Problem description —
Copy the material that follows word for word and omit its pictures.
___ Dataset content ___
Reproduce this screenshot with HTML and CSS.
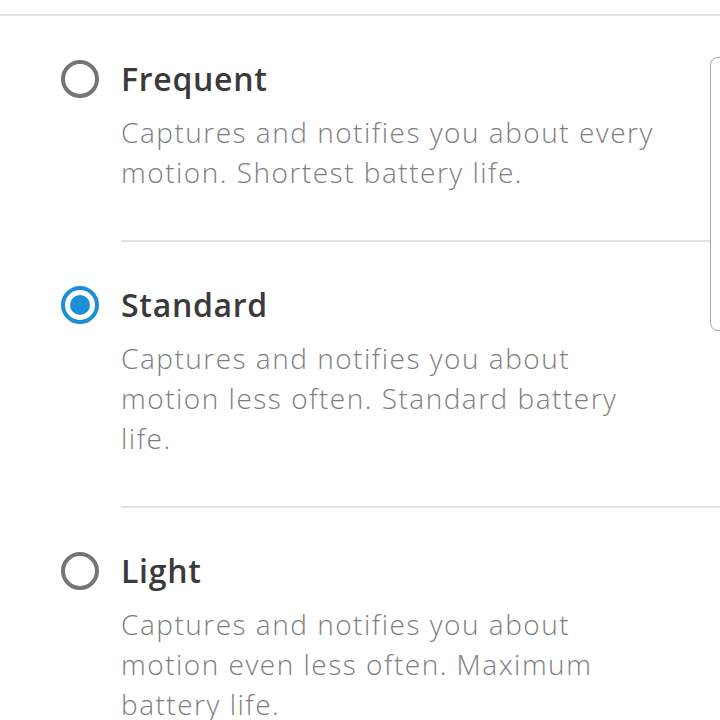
FILE: index.html
```html
<!DOCTYPE html>
<html lang="en">

<head>
  <meta charset="UTF-8" />
  <meta name="viewport" content="width=device-width, initial-scale=1" />
  <title>Motion Frequency</title>
  <link rel="stylesheet" href="styles.css">
</head>

<body>
  <div class="layout">
    <div class="top-bar"></div>

    <div class="options">
      <label class="option">
        <span class="radio"></span>
        <div class="option-body">
          <div class="option-title">Frequent</div>
          <div class="option-desc">Captures and notifies you about every motion. Shortest battery life.</div>
        </div>
      </label>

      <label class="option">
        <span class="radio checked"></span>
        <div class="option-body">
          <div class="option-title">Standard</div>
          <div class="option-desc">Captures and notifies you about motion less often. Standard battery life.</div>
        </div>
      </label>

      <label class="option">
        <span class="radio"></span>
        <div class="option-body">
          <div class="option-title">Light</div>
          <div class="option-desc">Captures and notifies you about motion even less often. Maximum battery life.</div>
        </div>
      </label>
    </div>

    <div class="side-panel"></div>
  </div>
</body>

</html>
```

FILE: styles.css
```css
body,
html {
  margin: 0;
  padding: 0;
  height: 100%;
  font-family: 'Open Sans', 'Lato', Arial, sans-serif;
  background: #fff;
  color: #3a3a3a;
  overflow: hidden;
}

.layout {
  position: relative;
  height: 100%;
  width: 100%;
  overflow: hidden;
}

.top-bar {
  height: 14px;
  border-bottom: 2px solid #e2e2e2;
}

.options {
  display: flex;
  flex-direction: column;
}

.option {
  display: flex;
  align-items: flex-start;
  gap: 22px;
  padding-left: 61px;
}

.radio {
  flex: none;
  box-sizing: border-box;
  width: 38px;
  height: 38px;
  margin-top: 44px;
  border: 4px solid #757575;
  border-radius: 50%;
  display: flex;
  align-items: center;
  justify-content: center;
}

.radio.checked {
  border-color: #1d8fd6;
}

.radio.checked::after {
  content: "";
  width: 20px;
  height: 20px;
  border-radius: 50%;
  background: #1d8fd6;
}

.option-body {
  flex: 1;
  padding: 43px 51px 48px 0;
  border-bottom: 2px solid #e2e2e2;
}

.option-title {
  font-size: 32px;
  line-height: 40px;
  font-weight: 600;
  letter-spacing: 0.7px;
  color: #3a3a3a;
  margin-bottom: 13px;
}

.option-desc {
  font-size: 28px;
  line-height: 40px;
  font-weight: 300;
  letter-spacing: 1.5px;
  color: #7e7e7e;
}

.side-panel {
  position: absolute;
  left: 710px;
  top: 57px;
  width: 40px;
  height: 274px;
  box-sizing: border-box;
  border: 1px solid #a8a8a8;
  border-radius: 8px;
  background: #fff;
}
```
___
Finished answer —
Reproduce this screenshot with HTML and CSS.
FILE: index.html
```html
<!DOCTYPE html>
<html lang="en">

<head>
  <meta charset="UTF-8" />
  <meta name="viewport" content="width=device-width, initial-scale=1" />
  <title>Motion Frequency</title>
  <link rel="stylesheet" href="styles.css">
</head>

<body>
  <div class="layout">
    <div class="top-bar"></div>

    <div class="options">
      <label class="option">
        <span class="radio"></span>
        <div class="option-body">
          <div class="option-title">Frequent</div>
          <div class="option-desc">Captures and notifies you about every motion. Shortest battery life.</div>
        </div>
      </label>

      <label class="option">
        <span class="radio checked"></span>
        <div class="option-body">
          <div class="option-title">Standard</div>
          <div class="option-desc">Captures and notifies you about motion less often. Standard battery life.</div>
        </div>
      </label>

      <label class="option">
        <span class="radio"></span>
        <div class="option-body">
          <div class="option-title">Light</div>
          <div class="option-desc">Captures and notifies you about motion even less often. Maximum battery life.</div>
        </div>
      </label>
    </div>

    <div class="side-panel"></div>
  </div>
</body>

</html>
```

FILE: styles.css
```css
body,
html {
  margin: 0;
  padding: 0;
  height: 100%;
  font-family: 'Open Sans', 'Lato', Arial, sans-serif;
  background: #fff;
  color: #3a3a3a;
  overflow: hidden;
}

.layout {
  position: relative;
  height: 100%;
  width: 100%;
  overflow: hidden;
}

.top-bar {
  height: 14px;
  border-bottom: 2px solid #e2e2e2;
}

.options {
  display: flex;
  flex-direction: column;
}

.option {
  display: flex;
  align-items: flex-start;
  gap: 22px;
  padding-left: 61px;
}

.radio {
  flex: none;
  box-sizing: border-box;
  width: 38px;
  height: 38px;
  margin-top: 44px;
  border: 4px solid #757575;
  border-radius: 50%;
  display: flex;
  align-items: center;
  justify-content: center;
}

.radio.checked {
  border-color: #1d8fd6;
}

.radio.checked::after {
  content: "";
  width: 20px;
  height: 20px;
  border-radius: 50%;
  background: #1d8fd6;
}

.option-body {
  flex: 1;
  padding: 43px 51px 48px 0;
  border-bottom: 2px solid #e2e2e2;
}

.option-title {
  font-size: 32px;
  line-height: 40px;
  font-weight: 600;
  letter-spacing: 0.7px;
  color: #3a3a3a;
  margin-bottom: 13px;
}

.option-desc {
  font-size: 28px;
  line-height: 40px;
  font-weight: 300;
  letter-spacing: 1.5px;
  color: #7e7e7e;
}

.side-panel {
  position: absolute;
  left: 710px;
  top: 57px;
  width: 40px;
  height: 274px;
  box-sizing: border-box;
  border: 1px solid #a8a8a8;
  border-radius: 8px;
  background: #fff;
}
```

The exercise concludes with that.